Dans cette perspective, il nous semble que la démarche doit être ambitieuse. Elle doit permettre d’aller réellement dans le sens de la simplification et de la transparence. Elle doit aussi permettre de répondre aux dispositions des traités en augmentant très sensiblement la part des ressources propres dans le financement européen et en réduisant d’autant celle de la ressource d’équilibre RNB.

Pour cela, il faut explorer toutes les pistes. C’est ce qu’a fait la commission des affaires européennes sur les rapports successifs de François Marc et de notre ancien collègue Pierre Bernard-Reymond.

Il faudra aussi lever les incertitudes. La discussion relative à la création d’une taxe sur les transactions financières semble avoir progressé dans le cadre d’une coopération renforcée. C’est une première avancée. Le Conseil européen avait envisagé, en 2013, que son produit pourrait alimenter le budget européen.
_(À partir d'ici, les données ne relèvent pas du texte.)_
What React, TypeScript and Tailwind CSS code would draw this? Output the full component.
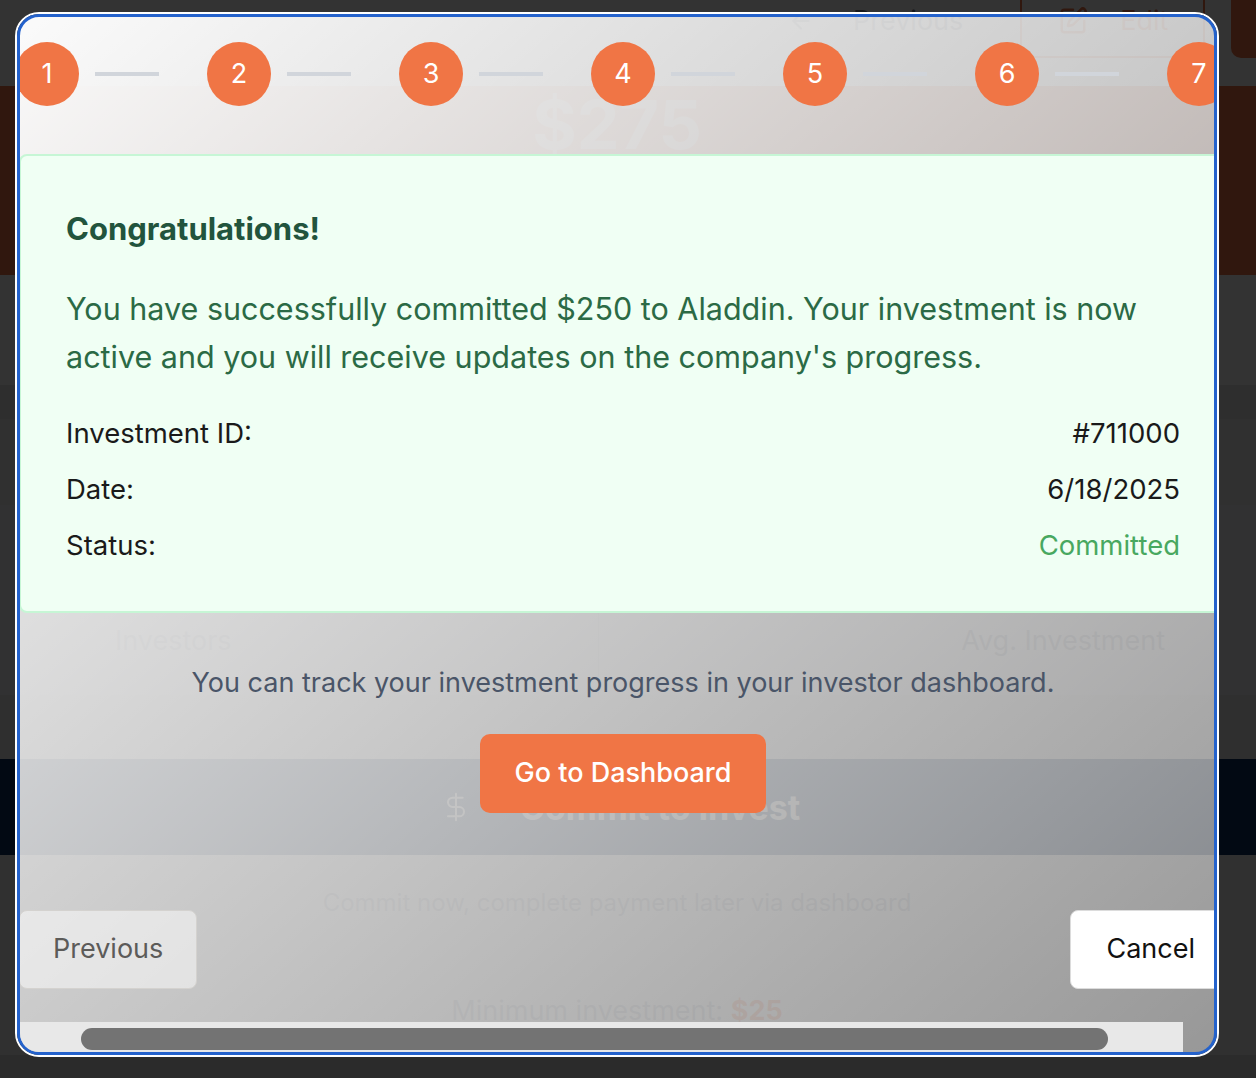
import { ArrowLeft, DollarSign, SquarePen } from 'lucide-react'

const steps = [1, 2, 3, 4, 5, 6, 7]

const details = [
  { label: 'Investment ID:', value: '#711000', tone: 'text-[#1a1a1a]' },
  { label: 'Date:', value: '6/18/2025', tone: 'text-[#1a1a1a]' },
  { label: 'Status:', value: 'Committed', tone: 'text-[#48a860]' },
]

export default function App() {
  return (
    <div className="relative h-[1078px] w-[1256px] overflow-hidden bg-white font-['Inter','Noto_Sans',sans-serif]">
      {/* Page behind the dialog */}
      <div className="flex flex-col">
        <div className="h-[86px] bg-white">
          <div className="-mt-[16px] flex h-[74px] items-stretch pl-[788px]">
            <div className="flex shrink-0 items-center gap-[39px] text-[27px] leading-[36px] text-gray-500">
              <ArrowLeft className="h-[26px] w-[26px]" strokeWidth={2} />
              <span>Previous</span>
            </div>
            <div className="ml-[57px] flex w-[185px] shrink-0 items-center gap-[32px] rounded-[10px] border-2 border-[#f07545] pl-[36px] text-[27px] leading-[36px] text-[#f07545]">
              <SquarePen className="h-[30px] w-[30px]" />
              <span>Edit</span>
            </div>
            <div className="ml-[26px] w-[120px] shrink-0 rounded-[10px] bg-[#f07545]" />
          </div>
        </div>

        <div className="flex h-[189px] justify-center bg-[#f07545] pr-[22px] pt-[4px]">
          <span className="text-[68px] font-bold leading-none text-white/70">$275</span>
        </div>

        <div className="h-[110px] bg-white" />
        <div className="h-[34px] bg-[#e6e6e6]" />
        <div className="h-[86px] bg-[#f0f0f0]" />

        <div className="flex h-[190px] flex-col justify-end bg-[#f4f5f7]">
          <div className="grid h-[95px] grid-cols-[598px_1fr] text-[27px] leading-[36px] text-gray-400">
            <div className="pl-[115px] pt-[23px]">Investors</div>
            <div className="border-l border-gray-300 pr-[91px] pt-[23px] text-right">Avg. Investment</div>
          </div>
        </div>

        <div className="h-[64px] bg-[#e9e9e9]" />

        <div className="flex h-[96px] items-center justify-center gap-[48px] bg-[#0c2f5e] pr-[16px] text-white">
          <DollarSign className="h-[32px] w-[32px]" strokeWidth={1.5} />
          <span className="text-[34px] font-bold">Commit to Invest</span>
        </div>

        <div className="flex h-[200px] flex-col items-center bg-[#f0f0f0] pr-[22px] pt-[30px]">
          <p className="text-[24px] leading-[36px] text-gray-400">Commit now, complete payment later via dashboard</p>
          <p className="mt-[72px] text-[27px] leading-[36px] text-gray-400">
            Minimum investment: <span className="font-bold text-[#f07545]">$25</span>
          </p>
        </div>
        <div className="h-[30px] bg-[#d6d6d6]" />
      </div>

      {/* Backdrop */}
      <div className="absolute inset-0 bg-black/80" />

      {/* Dialog */}
      <div className="absolute left-[15px] top-[12px] h-[1045px] w-[1204px] rounded-[24px] border-2 border-white">
        <div className="flex h-full w-full flex-col overflow-hidden rounded-[22px] border-[3px] border-[#2462cc] bg-[linear-gradient(to_bottom_right,rgba(255,255,255,0.98),rgba(255,255,255,0.5))]">
          <div className="-ml-px flex w-[1208px] shrink-0 flex-col">
            {/* Steps */}
            <div className="flex h-[137px] shrink-0 items-start justify-center gap-[48px] pt-[25px]">
              {steps.map((n) => (
                <div key={n} className="flex shrink-0 items-center gap-4">
                  <div className="flex h-16 w-16 items-center justify-center rounded-full bg-[#f07545] text-[27px] text-white">
                    {n}
                  </div>
                  {n < 7 && <div className="h-1 w-16 bg-[#d1d5db]" />}
                </div>
              ))}
            </div>

            {/* Success card */}
            <div className="h-[459px] shrink-0 rounded-lg border-2 border-[#c6f6d5] bg-[#f0fff4] px-[45px] pt-[53px]">
              <h2 className="text-[31px] font-bold leading-[40px] text-[#22543d]">Congratulations!</h2>
              <p className="mt-[36px] text-[30.5px] leading-[48px] text-[#2b6a45]">
                You have successfully committed $250 to Aladdin. Your investment is now active and you will receive updates
                on the company's progress.
              </p>
              <div className="mt-[34px] flex flex-col gap-[20px] text-[27.5px] leading-[36px]">
                {details.map((d) => (
                  <div key={d.label} className="flex justify-between">
                    <span className="text-[#1a1a1a]">{d.label}</span>
                    <span className={d.tone}>{d.value}</span>
                  </div>
                ))}
              </div>
            </div>

            <p className="mt-[52px] text-center text-[27px] leading-[36px] text-[#4a5568]">
              You can track your investment progress in your investor dashboard.
            </p>

            <button className="mt-[33px] h-[79px] self-center rounded-[10px] bg-[#f07545] px-[35px] text-[27px] font-medium text-white">
              Go to Dashboard
            </button>

            <div className="mt-[97px] flex justify-between">
              <button className="h-[79px] rounded-[8px] border border-[#d4d2cf] bg-white/50 px-[33px] text-[27px] text-[#5c5b59]">
                Previous
              </button>
              <button className="h-[79px] rounded-[8px] border border-[#dcdcdc] bg-white pl-[35px] pr-[31px] text-[27px] text-[#111]">
                Cancel
              </button>
            </div>
          </div>

          {/* Horizontal scrollbar */}
          <div className="mt-auto h-[30px] w-[1163px] shrink-0 bg-[#e8e8e8] pl-[61px] pt-[6px]">
            <div className="h-[22px] w-[1027px] rounded-full bg-[#737373]" />
          </div>
        </div>
      </div>
    </div>
  )
}
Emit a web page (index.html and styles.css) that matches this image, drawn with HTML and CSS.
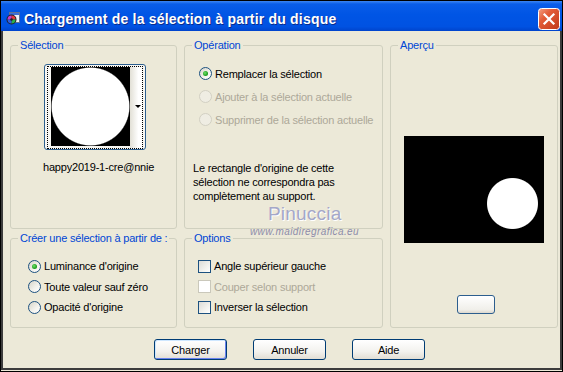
FILE: index.html
```html
<!DOCTYPE html>
<html lang="fr">
<head>
    <meta charset="UTF-8">
    <title>Chargement de la sélection à partir du disque</title>
    <link rel="stylesheet" href="styles.css">
</head>
<body>
    <div class="window">
        <div class="titlebar">
            <svg class="app-icon" width="14" height="13" viewBox="0 0 14 13">
                <rect x="3.5" y="0.5" width="10" height="10" fill="#EEF2F8" stroke="#5E7296"/>
                <rect x="4" y="1" width="9" height="2" fill="#3B6FD6"/>
                <circle cx="5.5" cy="7.5" r="5" fill="#1E1E28"/>
                <path d="M5.5 7.5 L5.5 3.5 A4 4 0 0 1 9.5 7.5 Z" fill="#E23A3A"/>
                <path d="M5.5 7.5 L9.5 7.5 A4 4 0 0 1 5.5 11.5 Z" fill="#2BB34A"/>
                <path d="M5.5 7.5 L5.5 11.5 A4 4 0 0 1 1.5 7.5 Z" fill="#2F5FE0"/>
                <path d="M5.5 7.5 L1.5 7.5 A4 4 0 0 1 5.5 3.5 Z" fill="#C83CC8"/>
                <circle cx="5.5" cy="7.5" r="1.3" fill="#1E1E28"/>
            </svg>
            <span class="title">Chargement de la sélection à partir du disque</span>
            <svg class="close" width="22" height="22" viewBox="0 0 22 22">
                <defs>
                    <linearGradient id="closeGrad" x1="0" y1="0" x2="1" y2="1">
                        <stop offset="0" stop-color="#F4A184"/>
                        <stop offset="0.35" stop-color="#E35D38"/>
                        <stop offset="1" stop-color="#C03818"/>
                    </linearGradient>
                </defs>
                <rect x="0.5" y="0.5" width="21" height="21" rx="3" fill="url(#closeGrad)" stroke="#FFFFFF"/>
                <path d="M6.5 6.5 L15.5 15.5 M15.5 6.5 L6.5 15.5" stroke="#FFFFFF" stroke-width="2.2" stroke-linecap="square"/>
            </svg>
        </div>

        <div class="client">
            <div class="groups">
                <fieldset class="group g-selection">
                    <legend>Sélection</legend>
                    <div class="thumb">
                        <div class="thumb-focus">
                            <div class="thumb-img"></div>
                            <div class="thumb-strip"><span class="arrow"></span></div>
                        </div>
                    </div>
                    <div class="filename">happy2019-1-cre@nnie</div>
                </fieldset>

                <fieldset class="group g-operation">
                    <legend>Opération</legend>
                    <div class="options">
                        <div class="opt"><span class="radio checked"></span><span>Remplacer la sélection</span></div>
                        <div class="opt disabled"><span class="radio"></span><span>Ajouter à la sélection actuelle</span></div>
                        <div class="opt disabled"><span class="radio"></span><span>Supprimer de la sélection actuelle</span></div>
                    </div>
                    <p class="note">Le rectangle d'origine de cette<br>sélection ne correspondra pas<br>complètement au support.</p>
                </fieldset>

                <fieldset class="group g-apercu">
                    <legend>Aperçu</legend>
                    <div class="preview"></div>
                    <div class="mini-btn"></div>
                </fieldset>

                <fieldset class="group g-source">
                    <legend>Créer une sélection à partir de :</legend>
                    <div class="options compact">
                        <div class="opt"><span class="radio checked"></span><span>Luminance d'origine</span></div>
                        <div class="opt"><span class="radio"></span><span>Toute valeur sauf zéro</span></div>
                        <div class="opt"><span class="radio"></span><span>Opacité d'origine</span></div>
                    </div>
                </fieldset>

                <fieldset class="group g-options">
                    <legend>Options</legend>
                    <div class="options compact">
                        <div class="opt"><span class="check"></span><span>Angle supérieur gauche</span></div>
                        <div class="opt disabled"><span class="check"></span><span>Couper selon support</span></div>
                        <div class="opt"><span class="check"></span><span>Inverser la sélection</span></div>
                    </div>
                </fieldset>
            </div>

            <div class="buttons">
                <button class="btn default">Charger</button>
                <button class="btn">Annuler</button>
                <button class="btn">Aide</button>
            </div>
        </div>

        <span class="wm-name">Pinuccia</span>
        <span class="wm-url">www.maidiregrafica.eu</span>
    </div>
</body>
</html>
```

FILE: styles.css
```css
* { box-sizing: border-box; }
body { margin: 0; font-family: "Liberation Sans", Arial, sans-serif; font-size: 11px; letter-spacing: -0.2px; color: #000; background: #fff; }

.window { position: relative; width: 563px; height: 372px; border: 1px solid #000; padding-bottom: 1px; display: flex; flex-direction: column; background: #ECE9D8; }

/* barre de titre */
.titlebar { height: 30px; flex: none; display: flex; align-items: center; padding: 5px 2px 0 5px; color: #fff; background: linear-gradient(to bottom, #3D86F2 0, #0A5DE8 3px, #0055E5 45%, #0052E2 85%, #0044CC 100%); }
.app-icon { flex: none; }
.title { flex: 1; margin-left: 4px; font-weight: bold; font-size: 14px; letter-spacing: 0.2px; text-shadow: 1px 1px 0 #0B2C8C; white-space: nowrap; }
.close { flex: none; }

.client { flex: 1; border: 2px solid #3C3C3C; border-top: 0; padding: 8px 2px 0 7px; }

/* groupes */
.groups { display: grid; grid-template-columns: 167px 199px 168px; grid-template-rows: 190px 96px; column-gap: 7px; row-gap: 3px; }
.group { margin: 0; padding: 0; min-width: 0; border: 1px solid #D0D0BF; border-radius: 3px; }
.group legend { margin-left: 7px; padding: 0 2px; line-height: 13px; color: #0046D5; }
.g-apercu { grid-column: 3; grid-row: 1 / 3; }
.g-source { grid-column: 1; grid-row: 2; }
.g-options { grid-column: 2; grid-row: 2; }

/* sélection */
.thumb { width: 102px; height: 86px; margin: 12px 0 0 33px; padding: 1px 2px 0 2px; display: flex; border: 1px solid #2C5E8E; border-radius: 3px; background: #F7F6F2; }
.thumb-focus { flex: 1; display: flex; padding-left: 3px; border: 1px dotted #000; }
.thumb-img { width: 79px; height: 79px; background: radial-gradient(circle closest-side, #fff 97%, #000 100%); }
.thumb-strip { flex: 1; display: flex; align-items: center; justify-content: flex-end; padding: 0 1px 2px 0; background: linear-gradient(to right, #E2E0D6, #fff 70%); }
.arrow { width: 0; height: 0; border-left: 3px solid transparent; border-right: 3px solid transparent; border-top: 3px solid #000; }
.filename { margin-top: 11px; padding-left: 32px; line-height: 13px; }

/* boutons radio et cases */
.options { padding: 10px 0 0 14px; }
.options.compact { padding: 11px 0 0 17px; }
.g-options .options.compact { padding-left: 13px; }
.opt { display: flex; align-items: center; gap: 3px; height: 23px; white-space: nowrap; }
.compact .opt { height: 20.5px; }
.opt.disabled { color: #ACA899; }

.radio { position: relative; flex: none; width: 13px; height: 13px; border: 1px solid #1C5180; border-radius: 50%; background: linear-gradient(135deg, #D6D4C8 0%, #F4F3EE 60%, #fff 100%); }
.radio.checked::after { content: ""; position: absolute; left: 3px; top: 3px; width: 5px; height: 5px; border-radius: 50%; background: radial-gradient(circle at 40% 40%, #6EE06A, #21A121 60%, #178617); }
.disabled .radio { border-color: #D2D0C3; background: #EFEDE3; }

.check { flex: none; width: 13px; height: 13px; border: 1px solid #1C5180; background: linear-gradient(135deg, #DCDCD7 0%, #F2F2EE 60%, #fff 100%); }
.disabled .check { border-color: #CAC8BB; background: #fff; }

.note { margin: 30px 0 0 8px; line-height: 14px; }

/* aperçu */
.preview { width: 140px; height: 107px; margin: 84px 0 0 13px; background: radial-gradient(circle 26px at 108.5px 67.5px, #fff 96%, #000 100%); }
.mini-btn { width: 38px; height: 19px; margin: 52px 0 0 66px; border: 1px solid #2C5E8E; border-radius: 3px; background: linear-gradient(#fff, #F0EFEA 80%, #DDD8CE); }

/* boutons du bas */
.buttons { display: flex; gap: 26px; margin: 11px 0 0 144px; }
.btn { width: 73px; height: 21px; padding: 0; font-family: inherit; font-size: 11px; letter-spacing: -0.2px; color: #000; border: 1px solid #003C74; border-radius: 3px; background: linear-gradient(#fff 0%, #F3F2EE 60%, #E2DED4 100%); }
.btn.default { box-shadow: inset 1px 1px 0 #CEE7FF, inset -1px -1px 0 #6982EE; }

/* filigrane */
.wm-name { position: absolute; left: 267px; top: 202px; font-size: 19px; letter-spacing: 0.2px; color: #A4A7C8; text-shadow: 1px 1px 0 #fff; pointer-events: none; }
.wm-url { position: absolute; left: 249px; top: 225px; font-size: 10px; font-style: italic; letter-spacing: 0.4px; color: #8C8CAA; pointer-events: none; }
```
Toutefois, comme l’a relevé le rapporteur général Albéric de Montgolfier, le Président de la République a, quant à lui, indiqué que cette taxe pourrait financer la lutte contre le changement climatique, qui est une autre urgence ! Monsieur le secrétaire d'État, une clarification est donc indispensable, car l’appréciation que nos concitoyens portent sur l’Union européenne est à l’aune des moyens financiers dont elle dispose pour mener un certain nombre de politiques.

Sous le bénéfice de l’ensemble de ces observations, nous voterons le projet de loi qui nous est soumis. Nous en arrivons à ce paradoxe d’être pratiquement tous d’accord pour voter un texte dont nous soulignons tous l’imperfection ! (Applaudissements sur les travées du groupe Les Républicains et de l'UDI-UC. – M. André Gattolin applaudit également.)